In the wake of news reports that Dylann Roof, the suspect in last week's horrific massacre at Charleston's Emanuel African Methodist Episcopal Church, had become attracted to the ideology of white supremacy, I decided to make a visit, albeit a virtual one, to that world.
I came away shaken by the experience.
This is a preliminary analysis, based on visits to seven sites, a couple of them difficult to track down. I'll write later with more detail. For now, I want to record some general impressions. Note that there are no links, no site names and no direct quotes here. I am pretty nearly a First Amendment absolutist, so I don't believe the supremacists' message should be squelched. That doesn't mean it's my job to make their message easy to find.
I recognize that there are monitoring groups that visit these sites routinely, but I didn't want to read someone else's analysis. I wanted to see for myself.

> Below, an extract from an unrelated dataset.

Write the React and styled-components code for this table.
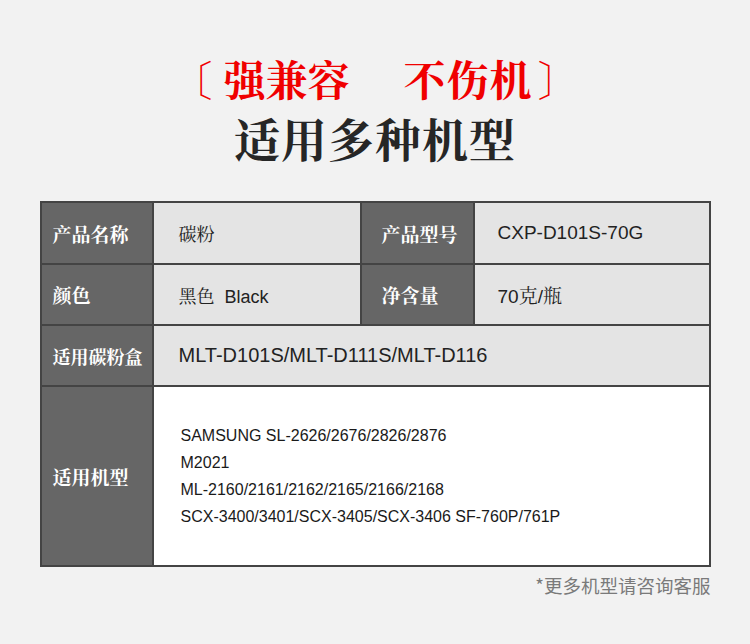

The first thing to understand is that most of the sites frame their welcome to visitors not in terms of supremacy but in terms of grievance. To those who are suffering, they offer succor. To those who are outcasts, they offer an explanation: The white race is being oppressed, and is in danger of extinction. Those feelings of being left out, they suggest, are being intentionally fomented. Every other race is encouraged to celebrate itself. Whites are encouraged only to feel guilty about themselves. They are blamed, the sites say, for all the world's ills.
A message so framed might prove attractive to an angry and frustrated young white loner. It's not his fault that he's feeling isolated and hopeless, his new friends tell him. Those feelings are being imposed upon him by others. And those others, the new recruit quickly learns, should be considered the enemy.
Here, however, things get a little murkier. Although there is much talk of war, the means are not specified. And the enemy is not always explicitly named. White liberals often come in for more vituperation than members of other races. Many of the supremacist sites insist, on their home pages, that they are not supremacist at all. They simply want for whites the same right to racial pride that others take for granted. And it isn't their black and brown countrymen who are denying them this right — it's other whites, the liberals.
To the struggling, isolated, unhappy young mind, it's probably like being welcomed into a self-help group. And like every self-help group, they offer a way out: Let's love each other and escape the people who are dragging us down.